Why didn’t Mixon get any carries in the second half? Even after dropping the goose egg, he still led the team in carries and had 40 more yards than Giovani Bernard and Jeremy Hill. His 6.9 yards a carry was a season high and was much improved over his season average leading into the game. So once again, why did he not get the rock?

"He was in there in the third quarter," Marvin Lewis said. "Whatever plays are called are called."

Are you kidding me? Marvin, you are the head coach. If there is something wrong with the play calling, you do something about it. When the season is on the line and your job security is diminishing, you need to start showing some leadership.

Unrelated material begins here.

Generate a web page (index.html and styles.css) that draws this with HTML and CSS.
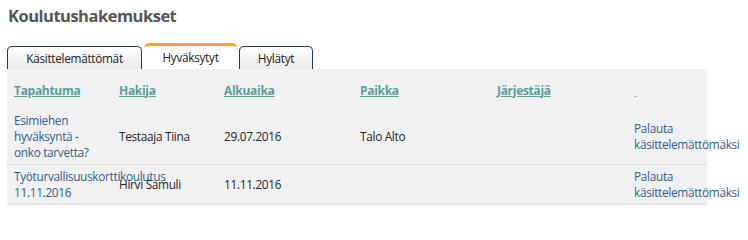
FILE: index.html
```html
<!DOCTYPE html>
<html>
<head>
<meta charset="utf-8">
<link rel="stylesheet" href="styles.css">
</head>
<body>
<h1 class="title">Koulutushakemukset</h1>
<div class="tabs">
  <a class="tab">Käsittelemättömät</a>
  <a class="tab active">Hyväksytyt</a>
  <a class="tab">Hylätyt</a>
</div>
<div class="panel">
  <table class="grid">
    <colgroup>
      <col class="c1"><col class="c2"><col class="c3"><col class="c4"><col class="c5"><col class="c6">
    </colgroup>
    <thead>
      <tr>
        <th><a href="#">Tapahtuma</a></th>
        <th><a href="#">Hakija</a></th>
        <th><a href="#">Alkuaika</a></th>
        <th><a href="#">Paikka</a></th>
        <th><a href="#">Järjestäjä</a></th>
        <th><a href="#" class="blank">&nbsp;</a></th>
      </tr>
    </thead>
    <tbody>
      <tr>
        <td><a href="#" class="link">Esimiehen hyväksyntä - onko tarvetta?</a></td>
        <td>Testaaja Tiina</td>
        <td>29.07.2016</td>
        <td>Talo Alto</td>
        <td></td>
        <td><a href="#" class="link">Palauta käsittelemättömäksi</a></td>
      </tr>
      <tr>
        <td><a href="#" class="link">Työturvallisuuskorttikoulutus 11.11.2016</a></td>
        <td>Hirvi Samuli</td>
        <td>11.11.2016</td>
        <td></td>
        <td></td>
        <td><a href="#" class="link">Palauta käsittelemättömäksi</a></td>
      </tr>
    </tbody>
  </table>
</div>
</body>
</html>
```

FILE: styles.css
```css
* { box-sizing: border-box; }
body {
  margin: 0;
  padding: 0 0 0 7px;
  background: #ffffff;
  font-family: "Open Sans", "Noto Sans", sans-serif;
  font-size: 11.8px;
  letter-spacing: -0.3px;
  color: #222222;
}
.title {
  margin: 0;
  padding: 4px 0 0 1px;
  height: 42px;
  font-size: 16.5px;
  font-weight: 700;
  color: #555555;
  letter-spacing: -0.5px;
}
.tabs {
  display: flex;
  align-items: flex-end;
  gap: 2px;
  height: 27px;
}
.tab {
  display: flex;
  align-items: center;
  justify-content: center;
  height: 23px;
  border: 1px solid #1f3a58;
  border-bottom: none;
  border-radius: 5px 5px 0 0;
  background: linear-gradient(#ffffff, #e9e9e9);
  color: #222;
}
.tab:nth-child(1) { width: 135px; }
.tab:nth-child(2) { width: 93px; }
.tab:nth-child(3) { width: 74px; }
.tab.active {
  height: 26px;
  background: #ffffff;
  border: none;
  border-top: 3px solid #f0a43a;
  padding-bottom: 1px;
}
.panel {
  width: 700px;
  background: #f1f1f1;
}
.grid {
  width: 700px;
  table-layout: fixed;
  border-collapse: collapse;
}
.c1 { width: 105px; }
.c2 { width: 105px; }
.c3 { width: 136px; }
.c4 { width: 137px; }
.c5 { width: 137px; }
.c6 { width: 80px; }
th {
  text-align: left;
  height: 39px;
  padding: 3px 7px 0;
  vertical-align: middle;
}
th a {
  color: #5a9e9e;
  font-weight: 700;
  font-size: 12px;
  letter-spacing: -0.3px;
  text-decoration: underline;
}
th a.blank { color: #9fbcbc; font-weight: 400; }
td {
  padding: 3px 7px 3px;
  line-height: 16px;
  vertical-align: middle;
  border-bottom: 1px solid #dcdcdc;
}
td:last-child { white-space: nowrap; }
td:last-child .link { white-space: normal; display: inline-block; width: 80px; }
.link {
  color: #2f5f8c;
  text-decoration: none;
}
tbody tr:first-child td { height: 56px; }
tbody tr:nth-child(2) td { height: 40px; }
```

Either take over the play calling yourself or sit down with Lazor and have a discussion on what you want the team to look like. You two need to be on the same page. That way, "whatever plays are called," might be callsthat move the ball down the field.

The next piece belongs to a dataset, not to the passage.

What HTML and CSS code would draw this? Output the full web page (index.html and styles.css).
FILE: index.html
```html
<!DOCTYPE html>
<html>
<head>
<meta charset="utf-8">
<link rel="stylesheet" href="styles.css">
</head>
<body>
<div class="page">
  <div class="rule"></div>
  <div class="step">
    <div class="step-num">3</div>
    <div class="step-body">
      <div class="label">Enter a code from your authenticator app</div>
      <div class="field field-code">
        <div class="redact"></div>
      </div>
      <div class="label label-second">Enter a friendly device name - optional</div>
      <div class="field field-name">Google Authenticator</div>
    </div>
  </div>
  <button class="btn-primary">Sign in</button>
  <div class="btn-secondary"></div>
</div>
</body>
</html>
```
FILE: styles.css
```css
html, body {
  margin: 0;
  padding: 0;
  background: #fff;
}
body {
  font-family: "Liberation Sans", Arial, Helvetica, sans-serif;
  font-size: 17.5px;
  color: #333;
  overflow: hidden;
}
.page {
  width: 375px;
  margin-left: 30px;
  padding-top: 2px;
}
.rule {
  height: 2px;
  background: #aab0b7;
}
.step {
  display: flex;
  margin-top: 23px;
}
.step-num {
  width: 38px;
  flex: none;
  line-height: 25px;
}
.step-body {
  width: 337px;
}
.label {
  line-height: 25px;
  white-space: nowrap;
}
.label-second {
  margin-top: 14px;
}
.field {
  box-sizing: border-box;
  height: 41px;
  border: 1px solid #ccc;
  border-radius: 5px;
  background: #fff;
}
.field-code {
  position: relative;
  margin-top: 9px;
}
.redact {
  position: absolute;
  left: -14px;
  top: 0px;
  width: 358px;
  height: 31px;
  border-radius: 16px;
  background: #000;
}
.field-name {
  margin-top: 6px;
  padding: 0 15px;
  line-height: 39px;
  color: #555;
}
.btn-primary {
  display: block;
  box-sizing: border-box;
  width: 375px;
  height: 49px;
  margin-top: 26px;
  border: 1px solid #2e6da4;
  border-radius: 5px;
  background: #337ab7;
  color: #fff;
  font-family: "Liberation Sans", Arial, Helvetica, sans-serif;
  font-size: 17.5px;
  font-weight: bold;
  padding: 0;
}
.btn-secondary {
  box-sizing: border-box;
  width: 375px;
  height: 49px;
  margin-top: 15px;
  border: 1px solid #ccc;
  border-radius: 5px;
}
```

It is true that Mixon was on the field. He was in the game for 22 snaps, compared to Bernard’s 23 and Hill’s eight. If Lewis can’t get the ball to Mixon when he was in the field, perhaps coaching an NFL team is too difficult for him.

Speaking of Mixon...

Joe Mixon has finally emerged as a playmaker

Sort of. After a season of grinding out too few yards behind a porous offensive line, Mixon kind of broke out. Mixon gained 48 yards on seven carries against the Steelers; he has topped that yardage total twice this year but needed at least fifteen carries both times.

Mixon was one of the most hyped rookies on the team coming out of college. To say that this season’s results were disappointing is an understatement. Yet, despite bad play calling, he finally showed that he could go toe-to-toe with Le’Veon Bell. Averaging as much as he did, Mixon would have gained 241 yards if he had as many carries as Bell.

Once the coaching staff gets its act together, perhaps Mixon could finally live up to his potential.

The Bengals have more receivers than just A.J. Green

While Green should have been more involved in the game, was nice to see someone else contribute.

Brandon LaFell led the team in targets and receptions, while only Green had more yards. With John Ross, Tyler Boyd, and Tyler Eifert out, the Bengals need another player to help Green. Enter LaFell.

When the Bengals signed LaFell last offseason, everyone was hoping he would help boost the offense after losing two valuable receivers in free agency. That never really materialized, though, since most of LaFell’s production last year came after Green’s season-ending injury. LaFell has been silent this season as well. Hopefully, he can continue to step up and help the offense get more than 19 yards a half.

Other receivers that could help include Alex Erickson. The Bengals found a hidden gem in this undrafted free agent. While he is mostly used as a kick returner, he seems to get catches despite his low snap counts. He only had one target on Sunday, but it was the longest reception on the day by six yards.

The playoffs are out of reach, and there is nothing to lose. Would it hurt to try to factor him in? I don’t think it would.

Finally, some great news...

The Bengals have found a new CB1 in William Jackson

Adam Jones has been Antonio Brown’s one weakness against the Bengals, but he was kept out of the game with a back injury. Who would be the next man up? Dre Kirkpatrick? Darqueze Dennard?

Cue William Jackson.

The second-year player from Houston was a large part of why the Steelers kicked field goals instead of scoring touchdowns. There were several drives that ended with Jackson in the end zone keeping the ball away from receivers.

Jackson earned a PFF grade of 92.3, which was the highest on the team by 13 points, ahead of...wait for it...Cedric Ogbuehi. Yes, you read that correctly.

Jackson left Brown on an island, allowing no catches on four targets. In total, Ben Roethlisberger had a passer rating of 39.6 when targeting Jackson, completing one out of six passes for three yards.

Jackson has been outstanding so far this season. He intercepted Aaron Rodgers at Lambeau Field and took it to the house, he shut down one of the best receivers in the NFL, and he’s not even a starter.

What can he do if he plays every snap?

Again, what do the Bengals have to lose from such an experiment?